IMF FUNDING FOR MOLDOVA POSTPONED AGAIN.

Publication: Monitor Volume: 4 Issue: 32

The International Monetary Fund will not renew its financial support for Moldova until after the March 22 elections. The Fund’s decision, while not unexpected, underscores Moldova’s uncertain economic prospects in 1998, as well as the strains plaguing the country’s external finances.

The Fund’s decision, announced by IMF Resident Representative Mark Horton on February 11 (Infotag, February 11) comes at a particularly sensitive time in Moldova’s transition. According to Ministry of Finance data, the Moldovan economy actually grew (by 1 percent) in 1997, making last year the first of economic growth since independence. This tenuous growth (other government agencies report that GDP in 1997 declined by up to 5 percent) occurred largely without the benefit of the IMF’s $185 million three-year extended funding facility (EFF) approved for Moldova in 1996. Only three quarterly EFF tranches totaling $52 million have been disbursed since then, however, largely because Moldovan fiscal policy last year deviated widely from targets agreed upon with the Fund. The central budget in 1997 was in deficit to the tune of 7.7 percent of GDP, well above the 4.5 percent target agreed upon with the IMF. EFF disbursements were halted in July 1997 and are now unlikely to be renewed until Spring.

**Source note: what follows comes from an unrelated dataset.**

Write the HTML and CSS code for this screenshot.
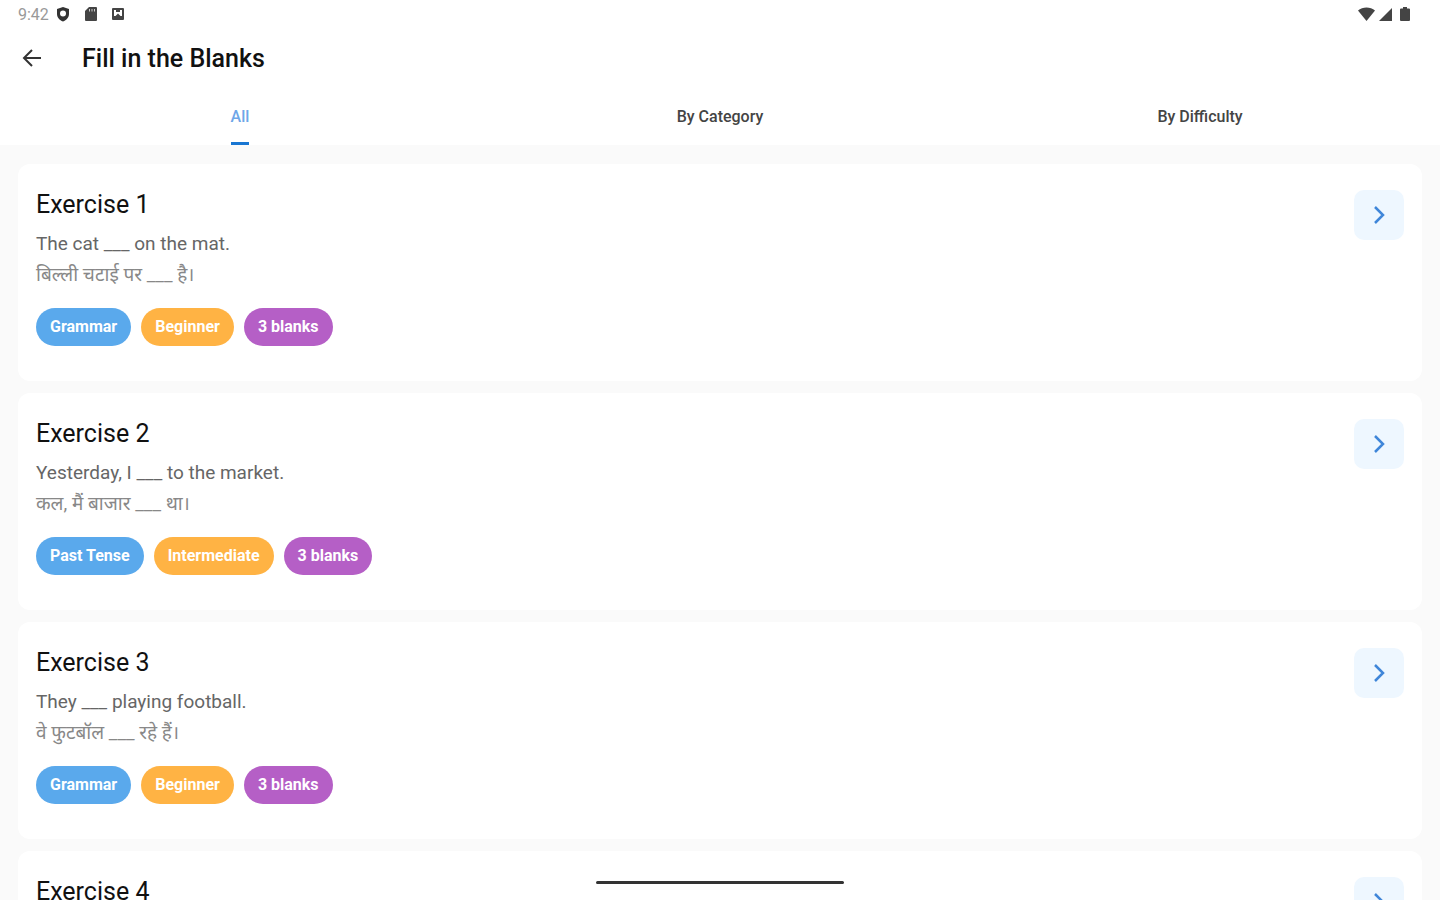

The IMF’s decision could also focus attention on Moldova’s shaky external finances. The rapid growth in the fiscal deficit in 1997 meant that Moldova’s gross foreign debt increased by 25 percent, to $1.33 billion, in 1997, a sum equal to two thirds of the country’s GDP and double the country’s fiscal income. The Moldovan government has incurred $709 million in debt to international financial institutions and Western governments; the National Bank is in debt to the International Monetary Fund to the tune of $230 million; private-sector debts with government guarantees amount to a further $69 million; while the government and the Moldovagaz company are $308 million in debt to Russia’s Gazprom parastatal (a figure that does not include the $200 million owed to Gazprom by the Trans-Dniester Region). Just servicing the interest on Moldova’s national debt will absorb one fourth of the state budget during 1998-2000. (Itar-Tass, February 13, 15)

As in neighboring Ukraine, prospects for economic reform and growth in Moldova hinge on the outcome of struggles between a relatively reformist president (Petru Lucinschi) and a parliament in which anti-market, leftist elements are strongly represented. The elections this spring could therefore be highly significant for the economic outlook in the Western CIS.